Root Beer Float Ice Cream

I loved root beer floats when I was a child. Aside from a chocolate scoop of ice cream, root beer floats were my favorite treat to order at a restaurant. During trips to visit my grandparents, we would stop for a bite to eat at a restaurant in Pennsylvania that had the best root beer floats (in my opinion). Sadly the restaurant no longer exists but I still have great food and family memories.
Thinking back to my favorite treat, I decided to make a scoop version of the float. Sure I could have easily made vanilla ice cream and dropped it in a glass of cold root beer, but what fun would that be? I happened to find some root beer extract at the store the other day and was curious to give it a try. I hope you enjoy this scoop and it brings back memories for you too.
Root Beer Float Ice Cream
Adapted from ice cream base recipe by Jeni Britton Bauer

Root Beer extract can be found in the spice section at your local grocery store. If you cannot find root beer extract, try cooking down root beer into a syrup that is about 1/4 of its original volume and use it in place of the extract in this recipe. Drop a scoop of this ice cream in a glass of cream soda for a great "reverse float."
2 cups whole milk (500 ml), divided
1 ¼ cups (313 ml) heavy cream
2/3 cup (166 g) sugar
1/8 cup corn syrup (30 ml)
1 Tablespoon + 1 teaspoon (11 g) cornstarch
1 ½ ounces (3 Tablespoons) cream cheese, softened
1/8 teaspoon kosher salt
1 teaspoon root beer extract
1/2 teaspoon vanilla extract
Fill a large bowl with ice water. In a small bowl, mix 2 Tablespoons of the milk with the cornstarch, set aside. In a medium bowl, whisk the cream cheese and salt until smooth. Set a fine mesh sieve over the bowl and set aside.

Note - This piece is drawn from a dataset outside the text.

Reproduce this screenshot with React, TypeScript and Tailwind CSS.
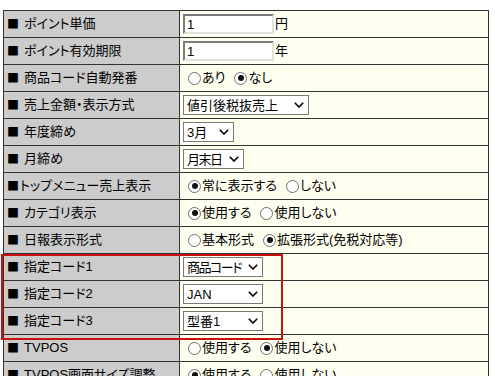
import React from 'react';

type Cell =
  | { kind: 'input'; value: string; unit: string }
  | { kind: 'select'; value: string; width: string; tight?: boolean }
  | { kind: 'radio'; options: { label: string; checked: boolean }[] };

type Row = { label: string; spaced: boolean; cell: Cell };

const rows: Row[] = [
  { label: 'ポイント単価', spaced: true, cell: { kind: 'input', value: '1', unit: '円' } },
  { label: 'ポイント有効期限', spaced: true, cell: { kind: 'input', value: '1', unit: '年' } },
  {
    label: '商品コード自動発番',
    spaced: true,
    cell: { kind: 'radio', options: [{ label: 'あり', checked: false }, { label: 'なし', checked: true }] },
  },
  { label: '売上金額・表示方式', spaced: true, cell: { kind: 'select', value: '値引後税抜売上', width: 'w-[126px]' } },
  { label: '年度締め', spaced: true, cell: { kind: 'select', value: '3月', width: 'w-[51px]' } },
  { label: '月締め', spaced: true, cell: { kind: 'select', value: '月末日', width: 'w-[61px]', tight: true } },
  {
    label: 'トップメニュー売上表示',
    spaced: false,
    cell: { kind: 'radio', options: [{ label: '常に表示する', checked: true }, { label: 'しない', checked: false }] },
  },
  {
    label: 'カテゴリ表示',
    spaced: true,
    cell: { kind: 'radio', options: [{ label: '使用する', checked: true }, { label: '使用しない', checked: false }] },
  },
  {
    label: '日報表示形式',
    spaced: true,
    cell: {
      kind: 'radio',
      options: [
        { label: '基本形式', checked: false },
        { label: '拡張形式(免税対応等)', checked: true },
      ],
    },
  },
  { label: '指定コード1', spaced: true, cell: { kind: 'select', value: '商品コード', width: 'w-[80px]', tight: true } },
  { label: '指定コード2', spaced: true, cell: { kind: 'select', value: 'JAN', width: 'w-[80px]' } },
  { label: '指定コード3', spaced: true, cell: { kind: 'select', value: '型番1', width: 'w-[80px]' } },
  {
    label: 'TVPOS',
    spaced: true,
    cell: { kind: 'radio', options: [{ label: '使用する', checked: false }, { label: '使用しない', checked: true }] },
  },
  {
    label: 'TVPOS画面サイズ調整',
    spaced: true,
    cell: { kind: 'radio', options: [{ label: '使用する', checked: true }, { label: '使用しない', checked: false }] },
  },
];

const Radio: React.FC<{ checked: boolean }> = ({ checked }) => (
  <span className="w-[13px] h-[13px] rounded-full border border-[#6f6f6f] bg-white flex items-center justify-center shrink-0">
    {checked && <span className="w-[6px] h-[6px] rounded-full bg-[#111]" />}
  </span>
);

const Select: React.FC<{ value: string; width: string; tight?: boolean }> = ({ value, width, tight }) => (
  <div className={`${width} h-[20px] border border-[#7a7a7a] bg-white flex items-center pl-[3px] pr-[4px]`}>
    <span className={`leading-none flex-1 whitespace-nowrap ${tight ? 'tracking-[-1.5px]' : ''}`}>{value}</span>
    <svg width="10" height="6" viewBox="0 0 10 6" className="shrink-0 ml-[3px]">
      <polyline points="0.8,0.8 5,5 9.2,0.8" fill="none" stroke="#000" strokeWidth="1.6" />
    </svg>
  </div>
);

const CellContent: React.FC<{ cell: Cell }> = ({ cell }) => {
  if (cell.kind === 'input') {
    return (
      <div className="flex items-center">
        <div className="w-[91px] h-[20px] bg-white border-2 border-t-[#7c7c7c] border-l-[#7c7c7c] border-b-[#e2e2e2] border-r-[#e2e2e2] flex items-center pl-[2px]">
          <span className="leading-none">{cell.value}</span>
        </div>
        <span className="ml-[1px]">{cell.unit}</span>
      </div>
    );
  }
  if (cell.kind === 'select') {
    return <Select value={cell.value} width={cell.width} tight={cell.tight} />;
  }
  return (
    <div className="flex items-center">
      {cell.options.map((o, i) => (
        <div key={o.label} className={`flex items-center ${i === 0 ? 'ml-[5px]' : 'ml-[9px]'}`}>
          <Radio checked={o.checked} />
          <span className="ml-[1px]">{o.label}</span>
        </div>
      ))}
    </div>
  );
};

const App: React.FC = () => {
  return (
    <div className="relative w-[495px] h-[376px] overflow-hidden bg-white text-black text-[13px] font-['Liberation_Sans','Noto_Sans_CJK_JP',sans-serif] [font-feature-settings:'palt']">
      <div className="ml-[3px] mt-[10px] w-[486px] border-t border-l border-r border-[#333]">
        {rows.map((r) => (
          <div key={r.label} className="grid grid-cols-[176px_1fr] h-[27px] border-b border-[#333]">
            <div className="bg-[#cccccc] border-r border-[#333] flex items-center pl-[3px] whitespace-nowrap">
              <span className={`font-['Noto_Sans_CJK_JP',sans-serif] [font-feature-settings:normal] text-[12px] ${r.spaced ? 'mr-[5px]' : 'mr-[1px]'}`}>
                ■
              </span>
              {r.label}
            </div>
            <div className="bg-[#fffff0] flex items-center pl-[3px] whitespace-nowrap">
              <CellContent cell={r.cell} />
            </div>
          </div>
        ))}
      </div>

      {/* highlight box */}
      <div className="absolute left-[1px] top-[254px] w-[282px] h-[86px] border-2 border-[#cc1010]" />
    </div>
  );
};

export default App;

In a medium saucepan, combine remaining milk, cream, sugar, and corn syrup and bring to a low boil over medium heat. Boil until the mixture begins to thicken, about 4 minutes. Remove from heat and off the heat, gradually whisk in the cornstarch mixture. Return to a boil and cook over moderately high heat until the mixture is slightly thickened (draw a line on a spoon), about 1 minute.

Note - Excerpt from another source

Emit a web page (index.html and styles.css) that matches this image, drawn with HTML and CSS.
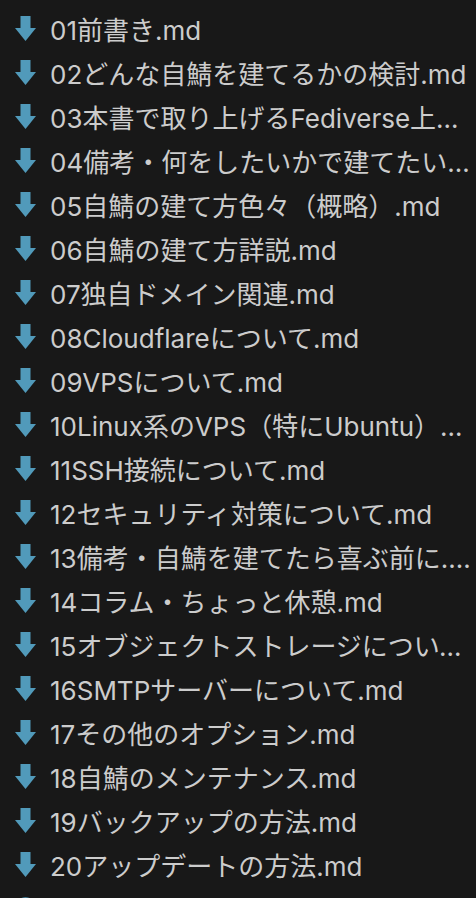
FILE: index.html
```html
<!DOCTYPE html>
<html lang="ja">
<head>
  <meta charset="UTF-8">
  <meta name="viewport" content="width=device-width, initial-scale=1.0">
  <title>Files</title>
  <link rel="stylesheet" href="styles.css">
</head>
<body>
  <ul class="file-list" id="file-list"></ul>
  <script>
    const files = [
      "01前書き.md",
      "02どんな自鯖を建てるかの検討.md",
      "03本書で取り上げるFediverse上のソフトウェア.md",
      "04備考・何をしたいかで建てたいサーバーは変わる.md",
      "05自鯖の建て方色々（概略）.md",
      "06自鯖の建て方詳説.md",
      "07独自ドメイン関連.md",
      "08Cloudflareについて.md",
      "09VPSについて.md",
      "10Linux系のVPS（特にUbuntu）について.md",
      "11SSH接続について.md",
      "12セキュリティ対策について.md",
      "13備考・自鯖を建てたら喜ぶ前に.md",
      "14コラム・ちょっと休憩.md",
      "15オブジェクトストレージについて.md",
      "16SMTPサーバーについて.md",
      "17その他のオプション.md",
      "18自鯖のメンテナンス.md",
      "19バックアップの方法.md",
      "20アップデートの方法.md"
    ];

    const arrowIcon = `<svg class="icon" viewBox="0 0 21 25" width="21" height="25">
      <rect x="5.5" y="0" width="10" height="13" fill="#519aba"/>
      <polygon points="0,12 21,12 10.5,25" fill="#519aba"/>
    </svg>`;

    const circleIcon = `<svg class="icon" viewBox="0 0 21 25" width="21" height="25">
      <circle cx="10.5" cy="12.5" r="10" fill="none" stroke="#519aba" stroke-width="2.5"/>
    </svg>`;

    const list = document.getElementById('file-list');
    files.forEach(name => {
      list.innerHTML += `<li class="file-row">${arrowIcon}<span class="file-name">${name}</span></li>`;
    });
    // next row is cut off by the window edge
    list.innerHTML += `<li class="file-row">${circleIcon}<span class="file-name">21おわりに.md</span></li>`;
  </script>
</body>
</html>
```

FILE: styles.css
```css
body, html {
  margin: 0;
  padding: 0;
  height: 100%;
  background: #181818;
  overflow: hidden;
  font-family: Inter, "Noto Sans CJK JP", sans-serif;
}
.file-list {
  list-style: none;
  margin: 0;
  padding: 6px 2px 0 15px;
}
.file-row {
  display: flex;
  align-items: center;
  gap: 14px;
  height: 44px;
}
.icon {
  flex: none;
}
.file-name {
  color: #cccccc;
  font-size: 26px;
  white-space: nowrap;
  overflow: hidden;
  text-overflow: ellipsis;
}
```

Gradually pour the hot milk mixture through the sieve into the cream cheese and whisk until smooth. Set the bowl in the ice water bath, and let stand, stirring occasionally, until cold, about 20 minutes. Once cool, whisk in root beer and vanilla extracts.
Chill the mixture thoroughly (at least 4 hours or overnight). Once chilled, pour into an ice cream maker and freeze according to the manufacturer’s instructions. Transfer to a freezer-safe container and cover with parchment to prevent ice crystals. Freeze until firm, at least 4 hours.
ice cream,
root beer,
root beer float | in
Ice Cream 

















Reader Comments (2)
Do you have any advice about how to prevent the cream cheese from curdling. I am making the root beer ice cream right now, and this time, as well as the last time I made ice cream using cream cheese, it curdled. I just put the base through the sieve a second time, but have to think I am making a mistake along the way. Thanks very much and Merry Christmas.
Kathleen - I have two suggestions. First, make sure you soften the cream cheese. Second, add a small portion of the base to the cream cheese first, stir to combine, then add the remaining base. It kind of tempers the cheese. There is a chance that the cream cheese is not actually curdling but rather separating, and this is not a problem because it will come together again while churning. Your idea of putting it through the sieve is also a good option. Good luck!